# Short task
Your task is to copy the listing exactly, with the pictures left out.

# Information provided
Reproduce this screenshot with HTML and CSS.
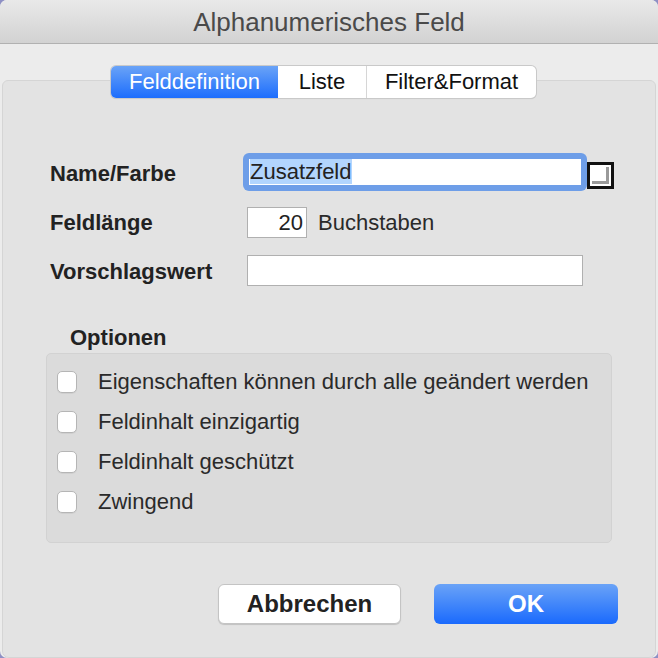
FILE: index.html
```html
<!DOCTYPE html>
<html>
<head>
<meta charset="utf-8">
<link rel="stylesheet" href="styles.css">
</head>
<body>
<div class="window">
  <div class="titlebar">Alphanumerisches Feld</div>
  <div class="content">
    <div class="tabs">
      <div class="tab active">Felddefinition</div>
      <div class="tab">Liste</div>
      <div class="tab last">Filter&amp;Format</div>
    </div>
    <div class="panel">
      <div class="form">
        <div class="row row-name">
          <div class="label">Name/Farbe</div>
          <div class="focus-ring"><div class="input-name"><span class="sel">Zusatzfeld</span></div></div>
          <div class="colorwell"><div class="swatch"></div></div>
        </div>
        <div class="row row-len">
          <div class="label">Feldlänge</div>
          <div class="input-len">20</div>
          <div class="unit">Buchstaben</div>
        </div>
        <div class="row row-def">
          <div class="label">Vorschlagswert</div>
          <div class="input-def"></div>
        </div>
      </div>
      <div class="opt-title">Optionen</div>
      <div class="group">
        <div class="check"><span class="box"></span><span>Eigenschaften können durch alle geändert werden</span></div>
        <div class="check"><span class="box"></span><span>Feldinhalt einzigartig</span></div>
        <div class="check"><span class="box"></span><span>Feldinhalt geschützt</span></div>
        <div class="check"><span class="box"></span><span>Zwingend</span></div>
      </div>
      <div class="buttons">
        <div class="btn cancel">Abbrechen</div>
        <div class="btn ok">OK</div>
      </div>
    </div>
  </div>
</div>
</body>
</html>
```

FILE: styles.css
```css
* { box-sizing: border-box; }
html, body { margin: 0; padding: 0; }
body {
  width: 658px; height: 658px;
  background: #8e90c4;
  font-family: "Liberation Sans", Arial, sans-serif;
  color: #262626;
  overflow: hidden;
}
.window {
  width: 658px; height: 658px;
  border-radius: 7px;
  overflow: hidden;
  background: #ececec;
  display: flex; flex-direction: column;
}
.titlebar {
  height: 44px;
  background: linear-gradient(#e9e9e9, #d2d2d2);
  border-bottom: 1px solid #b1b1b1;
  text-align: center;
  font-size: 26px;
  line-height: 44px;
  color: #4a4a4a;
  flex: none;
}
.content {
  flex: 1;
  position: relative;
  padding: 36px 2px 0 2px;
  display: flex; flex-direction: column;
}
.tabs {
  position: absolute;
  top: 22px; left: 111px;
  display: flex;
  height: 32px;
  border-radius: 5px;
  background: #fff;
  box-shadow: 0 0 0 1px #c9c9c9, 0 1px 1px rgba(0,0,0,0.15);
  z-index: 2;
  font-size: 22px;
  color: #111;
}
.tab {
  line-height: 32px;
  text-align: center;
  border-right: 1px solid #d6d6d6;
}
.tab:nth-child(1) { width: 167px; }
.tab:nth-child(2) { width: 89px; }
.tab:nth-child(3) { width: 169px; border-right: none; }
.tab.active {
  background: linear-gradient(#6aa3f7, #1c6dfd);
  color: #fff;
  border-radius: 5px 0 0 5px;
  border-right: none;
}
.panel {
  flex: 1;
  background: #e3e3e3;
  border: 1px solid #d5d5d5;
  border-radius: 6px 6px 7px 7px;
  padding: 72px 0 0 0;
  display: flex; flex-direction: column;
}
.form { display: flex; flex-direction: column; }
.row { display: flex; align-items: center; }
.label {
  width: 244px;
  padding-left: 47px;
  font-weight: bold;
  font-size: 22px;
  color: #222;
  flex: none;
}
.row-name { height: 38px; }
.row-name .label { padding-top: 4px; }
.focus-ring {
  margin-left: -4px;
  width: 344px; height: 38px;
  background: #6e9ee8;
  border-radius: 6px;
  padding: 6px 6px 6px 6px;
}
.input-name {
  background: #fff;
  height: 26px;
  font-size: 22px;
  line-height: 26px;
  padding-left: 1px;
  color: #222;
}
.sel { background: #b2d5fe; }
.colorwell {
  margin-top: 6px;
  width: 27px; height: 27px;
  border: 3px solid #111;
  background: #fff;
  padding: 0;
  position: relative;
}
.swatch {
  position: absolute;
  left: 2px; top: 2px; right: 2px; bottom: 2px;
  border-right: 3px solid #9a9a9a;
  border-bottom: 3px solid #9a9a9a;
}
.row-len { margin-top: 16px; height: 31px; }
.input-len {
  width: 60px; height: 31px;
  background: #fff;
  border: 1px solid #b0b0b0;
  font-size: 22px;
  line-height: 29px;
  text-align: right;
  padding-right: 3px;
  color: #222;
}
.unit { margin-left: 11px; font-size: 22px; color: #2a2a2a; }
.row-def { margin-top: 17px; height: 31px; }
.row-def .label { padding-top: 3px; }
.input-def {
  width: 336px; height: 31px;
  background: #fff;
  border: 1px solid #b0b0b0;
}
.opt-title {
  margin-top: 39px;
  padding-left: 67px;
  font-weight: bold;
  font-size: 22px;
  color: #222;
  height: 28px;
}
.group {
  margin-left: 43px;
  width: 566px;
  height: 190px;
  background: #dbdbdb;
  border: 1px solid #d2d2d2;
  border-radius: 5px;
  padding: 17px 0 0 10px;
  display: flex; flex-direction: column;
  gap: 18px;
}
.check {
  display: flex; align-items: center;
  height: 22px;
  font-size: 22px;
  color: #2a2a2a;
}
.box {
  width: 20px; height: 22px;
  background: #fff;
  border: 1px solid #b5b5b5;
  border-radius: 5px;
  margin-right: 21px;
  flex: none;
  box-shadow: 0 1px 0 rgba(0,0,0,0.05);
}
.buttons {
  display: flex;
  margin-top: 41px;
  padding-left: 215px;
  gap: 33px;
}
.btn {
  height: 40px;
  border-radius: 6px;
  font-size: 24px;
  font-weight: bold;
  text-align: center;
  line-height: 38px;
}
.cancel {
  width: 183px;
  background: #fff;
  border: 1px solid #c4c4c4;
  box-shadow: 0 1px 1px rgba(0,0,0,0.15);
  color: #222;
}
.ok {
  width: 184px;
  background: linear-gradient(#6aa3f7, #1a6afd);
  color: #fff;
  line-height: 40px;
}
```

# Problem solution
Reproduce this screenshot with HTML and CSS.
FILE: index.html
```html
<!DOCTYPE html>
<html>
<head>
<meta charset="utf-8">
<link rel="stylesheet" href="styles.css">
</head>
<body>
<div class="window">
  <div class="titlebar">Alphanumerisches Feld</div>
  <div class="content">
    <div class="tabs">
      <div class="tab active">Felddefinition</div>
      <div class="tab">Liste</div>
      <div class="tab last">Filter&amp;Format</div>
    </div>
    <div class="panel">
      <div class="form">
        <div class="row row-name">
          <div class="label">Name/Farbe</div>
          <div class="focus-ring"><div class="input-name"><span class="sel">Zusatzfeld</span></div></div>
          <div class="colorwell"><div class="swatch"></div></div>
        </div>
        <div class="row row-len">
          <div class="label">Feldlänge</div>
          <div class="input-len">20</div>
          <div class="unit">Buchstaben</div>
        </div>
        <div class="row row-def">
          <div class="label">Vorschlagswert</div>
          <div class="input-def"></div>
        </div>
      </div>
      <div class="opt-title">Optionen</div>
      <div class="group">
        <div class="check"><span class="box"></span><span>Eigenschaften können durch alle geändert werden</span></div>
        <div class="check"><span class="box"></span><span>Feldinhalt einzigartig</span></div>
        <div class="check"><span class="box"></span><span>Feldinhalt geschützt</span></div>
        <div class="check"><span class="box"></span><span>Zwingend</span></div>
      </div>
      <div class="buttons">
        <div class="btn cancel">Abbrechen</div>
        <div class="btn ok">OK</div>
      </div>
    </div>
  </div>
</div>
</body>
</html>
```

FILE: styles.css
```css
* { box-sizing: border-box; }
html, body { margin: 0; padding: 0; }
body {
  width: 658px; height: 658px;
  background: #8e90c4;
  font-family: "Liberation Sans", Arial, sans-serif;
  color: #262626;
  overflow: hidden;
}
.window {
  width: 658px; height: 658px;
  border-radius: 7px;
  overflow: hidden;
  background: #ececec;
  display: flex; flex-direction: column;
}
.titlebar {
  height: 44px;
  background: linear-gradient(#e9e9e9, #d2d2d2);
  border-bottom: 1px solid #b1b1b1;
  text-align: center;
  font-size: 26px;
  line-height: 44px;
  color: #4a4a4a;
  flex: none;
}
.content {
  flex: 1;
  position: relative;
  padding: 36px 2px 0 2px;
  display: flex; flex-direction: column;
}
.tabs {
  position: absolute;
  top: 22px; left: 111px;
  display: flex;
  height: 32px;
  border-radius: 5px;
  background: #fff;
  box-shadow: 0 0 0 1px #c9c9c9, 0 1px 1px rgba(0,0,0,0.15);
  z-index: 2;
  font-size: 22px;
  color: #111;
}
.tab {
  line-height: 32px;
  text-align: center;
  border-right: 1px solid #d6d6d6;
}
.tab:nth-child(1) { width: 167px; }
.tab:nth-child(2) { width: 89px; }
.tab:nth-child(3) { width: 169px; border-right: none; }
.tab.active {
  background: linear-gradient(#6aa3f7, #1c6dfd);
  color: #fff;
  border-radius: 5px 0 0 5px;
  border-right: none;
}
.panel {
  flex: 1;
  background: #e3e3e3;
  border: 1px solid #d5d5d5;
  border-radius: 6px 6px 7px 7px;
  padding: 72px 0 0 0;
  display: flex; flex-direction: column;
}
.form { display: flex; flex-direction: column; }
.row { display: flex; align-items: center; }
.label {
  width: 244px;
  padding-left: 47px;
  font-weight: bold;
  font-size: 22px;
  color: #222;
  flex: none;
}
.row-name { height: 38px; }
.row-name .label { padding-top: 4px; }
.focus-ring {
  margin-left: -4px;
  width: 344px; height: 38px;
  background: #6e9ee8;
  border-radius: 6px;
  padding: 6px 6px 6px 6px;
}
.input-name {
  background: #fff;
  height: 26px;
  font-size: 22px;
  line-height: 26px;
  padding-left: 1px;
  color: #222;
}
.sel { background: #b2d5fe; }
.colorwell {
  margin-top: 6px;
  width: 27px; height: 27px;
  border: 3px solid #111;
  background: #fff;
  padding: 0;
  position: relative;
}
.swatch {
  position: absolute;
  left: 2px; top: 2px; right: 2px; bottom: 2px;
  border-right: 3px solid #9a9a9a;
  border-bottom: 3px solid #9a9a9a;
}
.row-len { margin-top: 16px; height: 31px; }
.input-len {
  width: 60px; height: 31px;
  background: #fff;
  border: 1px solid #b0b0b0;
  font-size: 22px;
  line-height: 29px;
  text-align: right;
  padding-right: 3px;
  color: #222;
}
.unit { margin-left: 11px; font-size: 22px; color: #2a2a2a; }
.row-def { margin-top: 17px; height: 31px; }
.row-def .label { padding-top: 3px; }
.input-def {
  width: 336px; height: 31px;
  background: #fff;
  border: 1px solid #b0b0b0;
}
.opt-title {
  margin-top: 39px;
  padding-left: 67px;
  font-weight: bold;
  font-size: 22px;
  color: #222;
  height: 28px;
}
.group {
  margin-left: 43px;
  width: 566px;
  height: 190px;
  background: #dbdbdb;
  border: 1px solid #d2d2d2;
  border-radius: 5px;
  padding: 17px 0 0 10px;
  display: flex; flex-direction: column;
  gap: 18px;
}
.check {
  display: flex; align-items: center;
  height: 22px;
  font-size: 22px;
  color: #2a2a2a;
}
.box {
  width: 20px; height: 22px;
  background: #fff;
  border: 1px solid #b5b5b5;
  border-radius: 5px;
  margin-right: 21px;
  flex: none;
  box-shadow: 0 1px 0 rgba(0,0,0,0.05);
}
.buttons {
  display: flex;
  margin-top: 41px;
  padding-left: 215px;
  gap: 33px;
}
.btn {
  height: 40px;
  border-radius: 6px;
  font-size: 24px;
  font-weight: bold;
  text-align: center;
  line-height: 38px;
}
.cancel {
  width: 183px;
  background: #fff;
  border: 1px solid #c4c4c4;
  box-shadow: 0 1px 1px rgba(0,0,0,0.15);
  color: #222;
}
.ok {
  width: 184px;
  background: linear-gradient(#6aa3f7, #1a6afd);
  color: #fff;
  line-height: 40px;
}
```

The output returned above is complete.